▽

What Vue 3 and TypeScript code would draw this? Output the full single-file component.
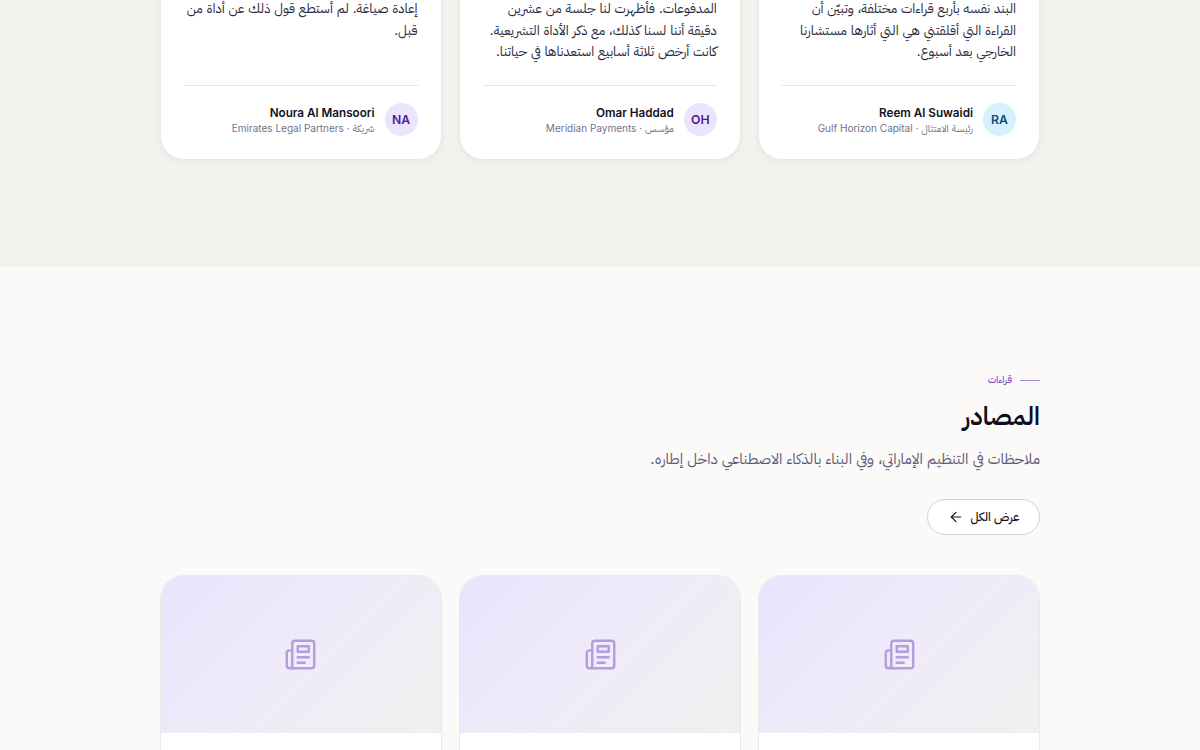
<script setup lang="ts">
interface Quote { text: string; name: string; meta: string; initials: string; tone: string }
const quotes: Quote[] = [
  { text: 'البند نفسه بأربع قراءات مختلفة، وتبيّن أن القراءة التي أقلقتني هي التي أثارها مستشارنا الخارجي بعد أسبوع.', name: 'Reem Al Suwaidi', meta: 'رئيسة الامتثال · Gulf Horizon Capital', initials: 'RA', tone: 'sky' },
  { text: 'المدفوعات. فأظهرت لنا جلسة من عشرين دقيقة أننا لسنا كذلك، مع ذكر الأداة التشريعية. كانت أرخص ثلاثة أسابيع استعدناها في حياتنا.', name: 'Omar Haddad', meta: 'مؤسس · Meridian Payments', initials: 'OH', tone: 'violet' },
  { text: 'إعادة صياغة. لم أستطع قول ذلك عن أداة من قبل.', name: 'Noura Al Mansoori', meta: 'شريكة · Emirates Legal Partners', initials: 'NA', tone: 'violet' },
]
const sources = [1, 2, 3]
</script>

<template>
  <div class="page" dir="rtl">
    <section class="quotes">
      <div class="grid">
        <article v-for="q in quotes" :key="q.name" class="quote">
          <p class="quote-text">{{ q.text }}</p>
          <footer class="person">
            <span class="avatar" :class="q.tone">{{ q.initials }}</span>
            <div class="who">
              <strong>{{ q.name }}</strong>
              <span>{{ q.meta }}</span>
            </div>
          </footer>
        </article>
      </div>
    </section>

    <section class="sources">
      <div class="eyebrow"><i></i><span>قراءات</span></div>
      <h2>المصادر</h2>
      <p class="lead">ملاحظات في التنظيم الإماراتي، وفي البناء بالذكاء الاصطناعي داخل إطاره.</p>
      <button class="all" type="button">
        <span>عرض الكل</span>
        <svg viewBox="0 0 24 24" width="16" height="16" fill="none" stroke="currentColor" stroke-width="1.75" stroke-linecap="round" stroke-linejoin="round"><path d="m12 19-7-7 7-7" /><path d="M19 12H5" /></svg>
      </button>
      <div class="grid cards">
        <article v-for="s in sources" :key="s" class="source">
          <div class="thumb">
            <svg viewBox="0 0 24 24" width="33" height="33" fill="none" stroke="currentColor" stroke-width="1.75" stroke-linecap="round" stroke-linejoin="round">
              <path d="M4 22h16a2 2 0 0 0 2-2V4a2 2 0 0 0-2-2H8a2 2 0 0 0-2 2v16a2 2 0 0 1-2 2Zm0 0a2 2 0 0 1-2-2v-9c0-1.1.9-2 2-2h2" />
              <path d="M18 14h-8" /><path d="M15 18h-5" /><path d="M10 6h8v4h-8V6Z" />
            </svg>
          </div>
        </article>
      </div>
    </section>
  </div>
</template>

<style>
html, body { margin: 0; background: #fbfaf8; }
</style>

<style scoped>
.page {
  width: 1200px;
  height: 750px;
  overflow: hidden;
  font-family: Inter, "IBM Plex Sans Arabic", sans-serif;
  color: #111124;
}
.quotes {
  height: 267px;
  box-sizing: border-box;
  background: #f4f2ee;
  padding: 0 160px 107px;
  display: flex;
  flex-direction: column;
  justify-content: flex-end;
}
.grid {
  display: grid;
  grid-template-columns: repeat(3, 1fr);
  gap: 17.6px;
}
.quote {
  background: #fff;
  border: 1px solid #ebe9e6;
  border-radius: 24px;
  padding: 37px 23px 23px;
  box-shadow: 0 2px 6px rgba(20, 20, 40, 0.05);
  display: flex;
  flex-direction: column;
  height: 200px;
  box-sizing: border-box;
}
.quote-text {
  margin: 0 0 auto;
  font-size: 13.4px;
  line-height: 21.6px;
  color: #2b2b3c;
}
.person {
  border-top: 1px solid #e8e6e3;
  padding-top: 17px;
  display: flex;
  align-items: center;
  gap: 10px;
}
.avatar {
  width: 33px;
  height: 33px;
  border-radius: 50%;
  display: flex;
  align-items: center;
  justify-content: center;
  font-size: 12.2px;
  font-weight: 600;
  flex: none;
}
.violet { background: #ebe4fb; color: #4a1d96; }
.sky { background: #d6f0fc; color: #0c4a6e; }
.who { display: flex; flex-direction: column; min-width: 0; }
.who strong { font-size: 11.7px; line-height: 16px; font-weight: 600; color: #111124; }
.who span { font-size: 10px; line-height: 14px; color: #72728a; }
.sources {
  background: #fbfaf8;
  padding: 107px 160px 0;
}
.eyebrow {
  display: flex;
  align-items: center;
  gap: 8px;
  height: 12px;
  font-size: 9.6px;
  font-weight: 500;
  color: #7c4fc4;
}
.eyebrow i { width: 20px; height: 1px; background: #a08bd0; display: block; }
h2 {
  margin: 12px 0 0;
  font-size: 25px;
  line-height: 36px;
  font-weight: 600;
  color: #0d0d1c;
}
.lead {
  margin: 13px 0 0;
  font-size: 15px;
  line-height: 24px;
  color: #5c5c78;
}
.all {
  margin-top: 28px;
  width: 113px;
  height: 36px;
  box-sizing: border-box;
  border: 1px solid #d4d2d2;
  border-radius: 18px;
  background: #fff;
  color: #111124;
  font: inherit;
  font-size: 12px;
  font-weight: 500;
  display: flex;
  align-items: center;
  justify-content: center;
  gap: 7px;
  padding: 0;
}
.cards { margin-top: 40px; }
.source {
  border: 1px solid #ebe9e6;
  border-radius: 24px;
  overflow: hidden;
  background: #fff;
  height: 300px;
}
.thumb {
  height: 157px;
  background: linear-gradient(135deg, #e9e3fc 0%, #efebf9 50%, #f1efee 100%);
  display: flex;
  align-items: center;
  justify-content: center;
  color: #b39ddf;
}
</style>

△

**Stated task:**
Make an exact copy of the data, leaving its pictures out.

**Final answer:**
What Vue 3 and TypeScript code would draw this? Output the full single-file component.
<script setup lang="ts">
interface Quote { text: string; name: string; meta: string; initials: string; tone: string }
const quotes: Quote[] = [
  { text: 'البند نفسه بأربع قراءات مختلفة، وتبيّن أن القراءة التي أقلقتني هي التي أثارها مستشارنا الخارجي بعد أسبوع.', name: 'Reem Al Suwaidi', meta: 'رئيسة الامتثال · Gulf Horizon Capital', initials: 'RA', tone: 'sky' },
  { text: 'المدفوعات. فأظهرت لنا جلسة من عشرين دقيقة أننا لسنا كذلك، مع ذكر الأداة التشريعية. كانت أرخص ثلاثة أسابيع استعدناها في حياتنا.', name: 'Omar Haddad', meta: 'مؤسس · Meridian Payments', initials: 'OH', tone: 'violet' },
  { text: 'إعادة صياغة. لم أستطع قول ذلك عن أداة من قبل.', name: 'Noura Al Mansoori', meta: 'شريكة · Emirates Legal Partners', initials: 'NA', tone: 'violet' },
]
const sources = [1, 2, 3]
</script>

<template>
  <div class="page" dir="rtl">
    <section class="quotes">
      <div class="grid">
        <article v-for="q in quotes" :key="q.name" class="quote">
          <p class="quote-text">{{ q.text }}</p>
          <footer class="person">
            <span class="avatar" :class="q.tone">{{ q.initials }}</span>
            <div class="who">
              <strong>{{ q.name }}</strong>
              <span>{{ q.meta }}</span>
            </div>
          </footer>
        </article>
      </div>
    </section>

    <section class="sources">
      <div class="eyebrow"><i></i><span>قراءات</span></div>
      <h2>المصادر</h2>
      <p class="lead">ملاحظات في التنظيم الإماراتي، وفي البناء بالذكاء الاصطناعي داخل إطاره.</p>
      <button class="all" type="button">
        <span>عرض الكل</span>
        <svg viewBox="0 0 24 24" width="16" height="16" fill="none" stroke="currentColor" stroke-width="1.75" stroke-linecap="round" stroke-linejoin="round"><path d="m12 19-7-7 7-7" /><path d="M19 12H5" /></svg>
      </button>
      <div class="grid cards">
        <article v-for="s in sources" :key="s" class="source">
          <div class="thumb">
            <svg viewBox="0 0 24 24" width="33" height="33" fill="none" stroke="currentColor" stroke-width="1.75" stroke-linecap="round" stroke-linejoin="round">
              <path d="M4 22h16a2 2 0 0 0 2-2V4a2 2 0 0 0-2-2H8a2 2 0 0 0-2 2v16a2 2 0 0 1-2 2Zm0 0a2 2 0 0 1-2-2v-9c0-1.1.9-2 2-2h2" />
              <path d="M18 14h-8" /><path d="M15 18h-5" /><path d="M10 6h8v4h-8V6Z" />
            </svg>
          </div>
        </article>
      </div>
    </section>
  </div>
</template>

<style>
html, body { margin: 0; background: #fbfaf8; }
</style>

<style scoped>
.page {
  width: 1200px;
  height: 750px;
  overflow: hidden;
  font-family: Inter, "IBM Plex Sans Arabic", sans-serif;
  color: #111124;
}
.quotes {
  height: 267px;
  box-sizing: border-box;
  background: #f4f2ee;
  padding: 0 160px 107px;
  display: flex;
  flex-direction: column;
  justify-content: flex-end;
}
.grid {
  display: grid;
  grid-template-columns: repeat(3, 1fr);
  gap: 17.6px;
}
.quote {
  background: #fff;
  border: 1px solid #ebe9e6;
  border-radius: 24px;
  padding: 37px 23px 23px;
  box-shadow: 0 2px 6px rgba(20, 20, 40, 0.05);
  display: flex;
  flex-direction: column;
  height: 200px;
  box-sizing: border-box;
}
.quote-text {
  margin: 0 0 auto;
  font-size: 13.4px;
  line-height: 21.6px;
  color: #2b2b3c;
}
.person {
  border-top: 1px solid #e8e6e3;
  padding-top: 17px;
  display: flex;
  align-items: center;
  gap: 10px;
}
.avatar {
  width: 33px;
  height: 33px;
  border-radius: 50%;
  display: flex;
  align-items: center;
  justify-content: center;
  font-size: 12.2px;
  font-weight: 600;
  flex: none;
}
.violet { background: #ebe4fb; color: #4a1d96; }
.sky { background: #d6f0fc; color: #0c4a6e; }
.who { display: flex; flex-direction: column; min-width: 0; }
.who strong { font-size: 11.7px; line-height: 16px; font-weight: 600; color: #111124; }
.who span { font-size: 10px; line-height: 14px; color: #72728a; }
.sources {
  background: #fbfaf8;
  padding: 107px 160px 0;
}
.eyebrow {
  display: flex;
  align-items: center;
  gap: 8px;
  height: 12px;
  font-size: 9.6px;
  font-weight: 500;
  color: #7c4fc4;
}
.eyebrow i { width: 20px; height: 1px; background: #a08bd0; display: block; }
h2 {
  margin: 12px 0 0;
  font-size: 25px;
  line-height: 36px;
  font-weight: 600;
  color: #0d0d1c;
}
.lead {
  margin: 13px 0 0;
  font-size: 15px;
  line-height: 24px;
  color: #5c5c78;
}
.all {
  margin-top: 28px;
  width: 113px;
  height: 36px;
  box-sizing: border-box;
  border: 1px solid #d4d2d2;
  border-radius: 18px;
  background: #fff;
  color: #111124;
  font: inherit;
  font-size: 12px;
  font-weight: 500;
  display: flex;
  align-items: center;
  justify-content: center;
  gap: 7px;
  padding: 0;
}
.cards { margin-top: 40px; }
.source {
  border: 1px solid #ebe9e6;
  border-radius: 24px;
  overflow: hidden;
  background: #fff;
  height: 300px;
}
.thumb {
  height: 157px;
  background: linear-gradient(135deg, #e9e3fc 0%, #efebf9 50%, #f1efee 100%);
  display: flex;
  align-items: center;
  justify-content: center;
  color: #b39ddf;
}
</style>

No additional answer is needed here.